Rows from a dataset of pages and code

--- Begin ---

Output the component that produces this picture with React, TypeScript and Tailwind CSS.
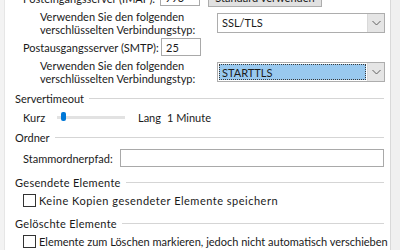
import React from "react";

function Chevron() {
  return (
    <svg width="9" height="6" viewBox="0 0 9 6" className="block">
      <path d="M0.5 1 L4.5 5 L8.5 1" fill="none" stroke="#606060" strokeWidth="1" />
    </svg>
  );
}

function Combo({ value, selected }: { value: string; selected?: boolean }) {
  return (
    <div className="flex h-[20px] w-[168px] shrink-0 border border-[#adadad] bg-white">
      <div className="flex flex-1 items-center p-[1px]">
        {selected ? (
          <div className="flex h-full w-full items-center border border-dotted border-[#3a3a3a] bg-[#99c9ef] pl-[2px]">
            {value}
          </div>
        ) : (
          <div className="pl-[3px]">{value}</div>
        )}
      </div>
      <div className="flex w-[17px] items-center justify-center border-l border-[#d9d9d9] bg-[#e5e5e5]">
        <Chevron />
      </div>
    </div>
  );
}

function Header({ title, wide }: { title: string; wide?: boolean }) {
  return (
    <div className="flex h-[18px] items-center pl-[10px]">
      <span className={wide ? "shrink-0 whitespace-nowrap tracking-[0.3px]" : "shrink-0 whitespace-nowrap"}>{title}</span>
      <div className="ml-[5px] h-px flex-1 bg-[#d5d5d5]" />
    </div>
  );
}

function Check({ label, wide }: { label: string; wide?: boolean }) {
  return (
    <div className="flex h-[18px] items-center pl-[18px]">
      <div className="h-[13px] w-[13px] shrink-0 border border-[#333333] bg-white" />
      <span className={wide ? "ml-[3px] whitespace-nowrap tracking-[0.5px]" : "ml-[3px] whitespace-nowrap"}>{label}</span>
    </div>
  );
}

export default function App() {
  return (
    <div
      className="flex h-[250px] w-[400px] overflow-hidden bg-[#f0f0f0] text-[11px] leading-[13px] text-[#1a1a1a]"
      style={{ fontFamily: 'Lato, sans-serif' }}
    >
      <div className="w-[5px] shrink-0 border-r border-[#e6e6e6] bg-[#f3f3f3]" />
      <div className="w-[386px] shrink-0 overflow-hidden border-r border-[#d9d9d9] bg-white pr-[6px]">
        <div className="-mt-[13px] flex flex-col">
          {/* IMAP row */}
          <div className="flex h-[20px] items-center pl-[18px]">
            <div className="w-[137px] shrink-0 whitespace-nowrap pt-[3px]">Posteingangsserver (IMAP):</div>
            <div className="flex h-[18px] w-[40px] shrink-0 items-center border border-[#a9a9a9] pl-[4px]">993</div>
            <div className="ml-[8px] flex h-[20px] w-[114px] shrink-0 items-center justify-center border border-[#adadad] bg-[#e1e1e1]">
              Standard verwenden
            </div>
          </div>
          {/* Verwenden 1 */}
          <div className="flex h-[31px] items-center pl-[35px]">
            <div className="w-[177px] shrink-0 whitespace-nowrap">
              <div>Verwenden Sie den folgenden</div>
              <div>verschlüsselten Verbindungstyp:</div>
            </div>
            <Combo value="SSL/TLS" />
          </div>
          {/* SMTP row */}
          <div className="flex h-[18px] items-center pl-[18px]">
            <div className="w-[138px] shrink-0 whitespace-nowrap">Postausgangsserver (SMTP):</div>
            <div className="flex h-[18px] w-[40px] shrink-0 items-center border border-[#a9a9a9] pl-[4px]">25</div>
          </div>
          {/* Verwenden 2 */}
          <div className="flex h-[32px] items-center pl-[35px]">
            <div className="w-[177px] shrink-0 whitespace-nowrap">
              <div>Verwenden Sie den folgenden</div>
              <div>verschlüsselten Verbindungstyp:</div>
            </div>
            <Combo value="STARTTLS" selected />
          </div>
          <div className="h-[1px]" />
          <div className="flex h-[19px] items-center">
            <div className="flex-1"><Header title="Servertimeout" /></div>
          </div>
          {/* Slider row */}
          <div className="flex h-[18px] items-center pl-[18px]">
            <div className="w-[34px] shrink-0">Kurz</div>
            <div className="relative h-[10px] w-[68px] shrink-0">
              <div className="absolute left-0 right-0 top-[4px] h-[3px] bg-[#e2e2e2]" />
              <div className="absolute left-[4px] top-0 h-[9px] w-[5px] rounded-[2px] bg-[#0078d7]" />
            </div>
            <div className="ml-[13px]">Lang</div>
            <div className="ml-[6px]">1 Minute</div>
          </div>
          <div className="flex h-[22px] items-center">
            <div className="flex-1"><Header title="Ordner" /></div>
          </div>
          {/* Stammordnerpfad */}
          <div className="flex h-[20px] items-center pl-[18px]">
            <div className="w-[97px] shrink-0 whitespace-nowrap">Stammordnerpfad:</div>
            <div className="h-[18px] flex-1 border border-[#a9a9a9]" />
          </div>
          <div className="h-[5px]" />
          <Header title="Gesendete Elemente" wide />
          <Check label="Keine Kopien gesendeter Elemente speichern" wide />
          <div className="h-[5px]" />
          <Header title="Gelöschte Elemente" wide />
          <Check label="Elemente zum Löschen markieren, jedoch nicht automatisch verschieben" />
        </div>
      </div>
    </div>
  );
}
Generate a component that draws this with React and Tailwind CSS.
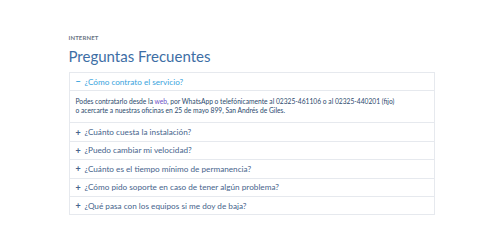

--- End ---

Pick out the lines containing the string "that" and show them.

Output the component that produces this picture with React, TypeScript and Tailwind CSS.
Generate a component that draws this with React and Tailwind CSS.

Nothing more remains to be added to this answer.